Take the material below and retype it in full; pictures are left out.

-- START --

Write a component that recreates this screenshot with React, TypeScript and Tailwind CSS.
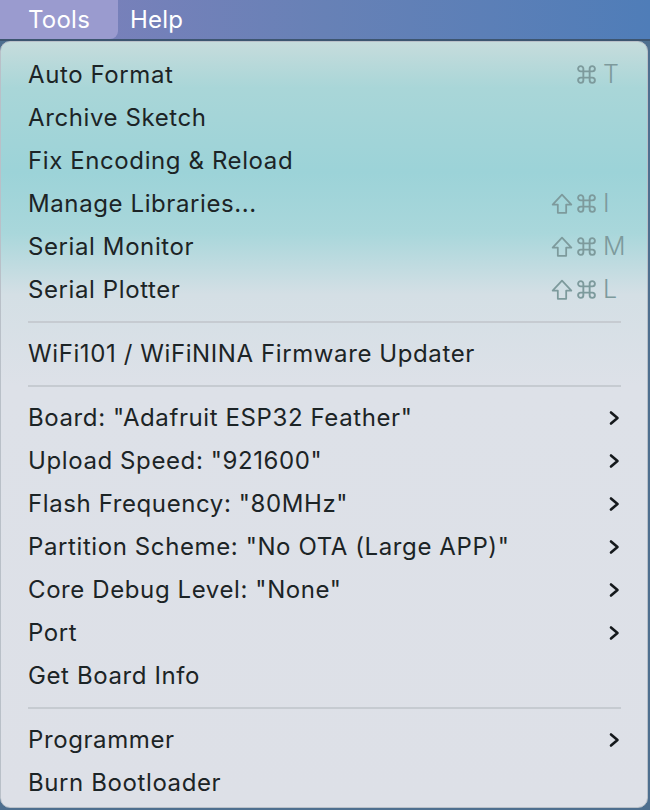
import React from "react";

type Item =
  | { kind: "item"; label: string; shortcut?: string[]; sub?: boolean }
  | { kind: "sep" };

const items: Item[] = [
  { kind: "item", label: "Auto Format", shortcut: ["", "⌘", "T"] },
  { kind: "item", label: "Archive Sketch" },
  { kind: "item", label: "Fix Encoding & Reload" },
  { kind: "item", label: "Manage Libraries...", shortcut: ["⇧", "⌘", "I"] },
  { kind: "item", label: "Serial Monitor", shortcut: ["⇧", "⌘", "M"] },
  { kind: "item", label: "Serial Plotter", shortcut: ["⇧", "⌘", "L"] },
  { kind: "sep" },
  { kind: "item", label: "WiFi101 / WiFiNINA Firmware Updater" },
  { kind: "sep" },
  { kind: "item", label: 'Board: "Adafruit ESP32 Feather"', sub: true },
  { kind: "item", label: 'Upload Speed: "921600"', sub: true },
  { kind: "item", label: 'Flash Frequency: "80MHz"', sub: true },
  { kind: "item", label: 'Partition Scheme: "No OTA (Large APP)"', sub: true },
  { kind: "item", label: 'Core Debug Level: "None"', sub: true },
  { kind: "item", label: "Port", sub: true },
  { kind: "item", label: "Get Board Info" },
  { kind: "sep" },
  { kind: "item", label: "Programmer", sub: true },
  { kind: "item", label: "Burn Bootloader" },
];

function Chevron() {
  return (
    <svg width="12" height="16" viewBox="0 0 12 16" fill="none" className="mr-[1px]">
      <polyline
        points="3,2.5 9.5,8 3,13.5"
        stroke="#15191c"
        strokeWidth="2.6"
        strokeLinecap="round"
        strokeLinejoin="round"
      />
    </svg>
  );
}

function ShiftIcon() {
  return (
    <svg width="22" height="22" viewBox="0 0 20 20" fill="none">
      <path
        d="M10 1.5 L18.5 10.5 H13.8 V18 H6.2 V10.5 H1.5 Z"
        stroke="#7d9a9c"
        strokeWidth="1.6"
        strokeLinejoin="round"
      />
    </svg>
  );
}

function CmdIcon() {
  return (
    <svg width="21" height="21" viewBox="0 0 20 20" fill="none">
      <path
        d="M7 7 H13 V13 H7 Z M7 7 V4.5 A2.5 2.5 0 1 0 4.5 7 H7 M13 7 V4.5 A2.5 2.5 0 1 1 15.5 7 H13 M7 13 V15.5 A2.5 2.5 0 1 1 4.5 13 H7 M13 13 V15.5 A2.5 2.5 0 1 0 15.5 13 H13"
        stroke="#7d9a9c"
        strokeWidth="1.8"
        strokeLinejoin="round"
      />
    </svg>
  );
}

function Shortcut({ keys }: { keys: string[] }) {
  return (
    <span className="flex items-center w-[70px] text-[#7d9a9c]">
      <span className="w-[25px] flex items-center justify-start">{keys[0] === "⇧" ? <ShiftIcon /> : null}</span>
      <span className="w-[25px] flex items-center justify-start"><CmdIcon /></span>
      <span className="w-[20px] text-[25px] leading-none font-['Inter'] font-light text-left pl-[2px]">{keys[2]}</span>
    </span>
  );
}

export default function App() {
  return (
    <div className="w-[650px] h-[810px] overflow-hidden bg-[#4e6f8f] font-['Inter',sans-serif]">
      <div className="h-[41px] flex items-stretch bg-gradient-to-r from-[#7f80bc] via-[#6781b6] to-[#4f7db8] border-b-2 border-[#3d5570]">
        <div className="w-[118px] bg-[#9a9bcf] rounded-br-[8px] flex items-center pl-[28px] text-[24px] tracking-[0.01em] text-white">
          Tools
        </div>
        <div className="flex items-center pl-[12px] text-[24px] tracking-[0.01em] text-white">Help</div>
      </div>
      <div className="h-[767px] mr-[2px] rounded-[10px] border border-[#b9c0c8] bg-[linear-gradient(180deg,#c6dcdc_0%,#a9d6d8_6%,#9cd3d8_17%,#a9d7db_25%,#d4dfe5_33%,#dde1e8_45%,#dde0e7_100%)] pt-[11px] pl-[27px] pr-[26px]">
        {items.map((it, i) =>
          it.kind === "sep" ? (
            <div key={i} className="h-[21px] flex items-center">
              <div className="w-full h-[2px] bg-[#c6cbd1]" />
            </div>
          ) : (
            <div key={i} className="h-[43px] flex items-center justify-between text-[24px] tracking-[0.025em] text-[#1c2426]">
              <span>{it.label}</span>
              {it.shortcut ? <Shortcut keys={it.shortcut} /> : null}
              {it.sub ? <Chevron /> : null}
            </div>
          )
        )}
      </div>
    </div>
  );
}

-- END --

• _EXERCISE RESPONSE_:
Write a component that recreates this screenshot with React, TypeScript and Tailwind CSS.
import React from "react";

type Item =
  | { kind: "item"; label: string; shortcut?: string[]; sub?: boolean }
  | { kind: "sep" };

const items: Item[] = [
  { kind: "item", label: "Auto Format", shortcut: ["", "⌘", "T"] },
  { kind: "item", label: "Archive Sketch" },
  { kind: "item", label: "Fix Encoding & Reload" },
  { kind: "item", label: "Manage Libraries...", shortcut: ["⇧", "⌘", "I"] },
  { kind: "item", label: "Serial Monitor", shortcut: ["⇧", "⌘", "M"] },
  { kind: "item", label: "Serial Plotter", shortcut: ["⇧", "⌘", "L"] },
  { kind: "sep" },
  { kind: "item", label: "WiFi101 / WiFiNINA Firmware Updater" },
  { kind: "sep" },
  { kind: "item", label: 'Board: "Adafruit ESP32 Feather"', sub: true },
  { kind: "item", label: 'Upload Speed: "921600"', sub: true },
  { kind: "item", label: 'Flash Frequency: "80MHz"', sub: true },
  { kind: "item", label: 'Partition Scheme: "No OTA (Large APP)"', sub: true },
  { kind: "item", label: 'Core Debug Level: "None"', sub: true },
  { kind: "item", label: "Port", sub: true },
  { kind: "item", label: "Get Board Info" },
  { kind: "sep" },
  { kind: "item", label: "Programmer", sub: true },
  { kind: "item", label: "Burn Bootloader" },
];

function Chevron() {
  return (
    <svg width="12" height="16" viewBox="0 0 12 16" fill="none" className="mr-[1px]">
      <polyline
        points="3,2.5 9.5,8 3,13.5"
        stroke="#15191c"
        strokeWidth="2.6"
        strokeLinecap="round"
        strokeLinejoin="round"
      />
    </svg>
  );
}

function ShiftIcon() {
  return (
    <svg width="22" height="22" viewBox="0 0 20 20" fill="none">
      <path
        d="M10 1.5 L18.5 10.5 H13.8 V18 H6.2 V10.5 H1.5 Z"
        stroke="#7d9a9c"
        strokeWidth="1.6"
        strokeLinejoin="round"
      />
    </svg>
  );
}

function CmdIcon() {
  return (
    <svg width="21" height="21" viewBox="0 0 20 20" fill="none">
      <path
        d="M7 7 H13 V13 H7 Z M7 7 V4.5 A2.5 2.5 0 1 0 4.5 7 H7 M13 7 V4.5 A2.5 2.5 0 1 1 15.5 7 H13 M7 13 V15.5 A2.5 2.5 0 1 1 4.5 13 H7 M13 13 V15.5 A2.5 2.5 0 1 0 15.5 13 H13"
        stroke="#7d9a9c"
        strokeWidth="1.8"
        strokeLinejoin="round"
      />
    </svg>
  );
}

function Shortcut({ keys }: { keys: string[] }) {
  return (
    <span className="flex items-center w-[70px] text-[#7d9a9c]">
      <span className="w-[25px] flex items-center justify-start">{keys[0] === "⇧" ? <ShiftIcon /> : null}</span>
      <span className="w-[25px] flex items-center justify-start"><CmdIcon /></span>
      <span className="w-[20px] text-[25px] leading-none font-['Inter'] font-light text-left pl-[2px]">{keys[2]}</span>
    </span>
  );
}

export default function App() {
  return (
    <div className="w-[650px] h-[810px] overflow-hidden bg-[#4e6f8f] font-['Inter',sans-serif]">
      <div className="h-[41px] flex items-stretch bg-gradient-to-r from-[#7f80bc] via-[#6781b6] to-[#4f7db8] border-b-2 border-[#3d5570]">
        <div className="w-[118px] bg-[#9a9bcf] rounded-br-[8px] flex items-center pl-[28px] text-[24px] tracking-[0.01em] text-white">
          Tools
        </div>
        <div className="flex items-center pl-[12px] text-[24px] tracking-[0.01em] text-white">Help</div>
      </div>
      <div className="h-[767px] mr-[2px] rounded-[10px] border border-[#b9c0c8] bg-[linear-gradient(180deg,#c6dcdc_0%,#a9d6d8_6%,#9cd3d8_17%,#a9d7db_25%,#d4dfe5_33%,#dde1e8_45%,#dde0e7_100%)] pt-[11px] pl-[27px] pr-[26px]">
        {items.map((it, i) =>
          it.kind === "sep" ? (
            <div key={i} className="h-[21px] flex items-center">
              <div className="w-full h-[2px] bg-[#c6cbd1]" />
            </div>
          ) : (
            <div key={i} className="h-[43px] flex items-center justify-between text-[24px] tracking-[0.025em] text-[#1c2426]">
              <span>{it.label}</span>
              {it.shortcut ? <Shortcut keys={it.shortcut} /> : null}
              {it.sub ? <Chevron /> : null}
            </div>
          )
        )}
      </div>
    </div>
  );
}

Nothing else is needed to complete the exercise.